On this hilltop just north of the Golden Gate Bridge, you can see the San Francisco skyline, all of San Francisco Bay, the Marin County hills to the north, and Mount Diablo to the east. To the west, in the vast Pacific Ocean, the Farallon Islands are mere dots.
Hawk Hill is my favorite birding site, but not just for its scenery. It also hosts the largest known concentration of migrating raptors in the Pacific states. In fall, we average 30,000 sightings of 19 raptor species. On a peak day in late September, squinting into the mosaic of sky, clouds, and hills, you can see handfuls of hawks every minute. I say hawks, but it’s really all kinds of birds of prey: kites, falcons, eagles, buteos, Osprey, vultures, harriers, and accipiters. The diversity is astounding.
Making a few powerful wing flaps, some birds choose to stream across to San Francisco. Others work the thermals and updrafts to gain altitude until they can glide south across the cool air of the Golden Gate. Still more choose to fly north from the Gate and disappear over the hills of Marin. — Allen Fish
Allen Fish is the director of the Golden Gate Raptor Observatory. In 2003, he received the Maurice Broun Award for contributions to raptor migration research.
Steep-sided, round-topped hills. Summit is a 10-minute walk from parking area; the elevation gain is 100 feet. Raptors can also be seen from parking lot and peripheral trails.

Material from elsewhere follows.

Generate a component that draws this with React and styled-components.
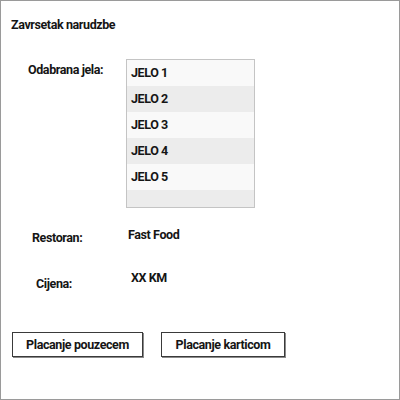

Raptors: Turkey Vulture, Osprey, White-tailed Kite, Bald and Golden Eagles, Northern Harrier, Sharp-shinned, Cooper’s, Red-shouldered, Swainson’s, Red-tailed, Ferruginous, and Rough-legged Hawks, American Kestrel, Merlin, Prairie and Peregrine Falcons. Swallows, swifts, Band-tailed Pigeon. Rarities: Northern Goshawk, Short-eared Owl. The best place in California to see Broad-winged Hawk (peaks in late September).
When to go
September through November, mid-day hours. Raptor flight is best on a light northwest wind.
On September and October weekends, docents lead HawkTalk at noon and banding demonstration at 1 pm. Marin Headlands Visitor Center, a few miles west of Hawk Hill, has bird guides, restrooms, snacks and drinks, and a record book of recent wildlife sightings.
National recreation area. No entrance fee for Hawk Hill or the Marin Headlands. Visitor center open 9:30-4:30 daily. Hawk Hill closed sunset to sunrise. Golden Gate Transit bus route 76 lets riders off about a mile from Hawk Hill at Conzelman and McCullough Rds.
Bring binoculars and a spotting scope, and dress in layers.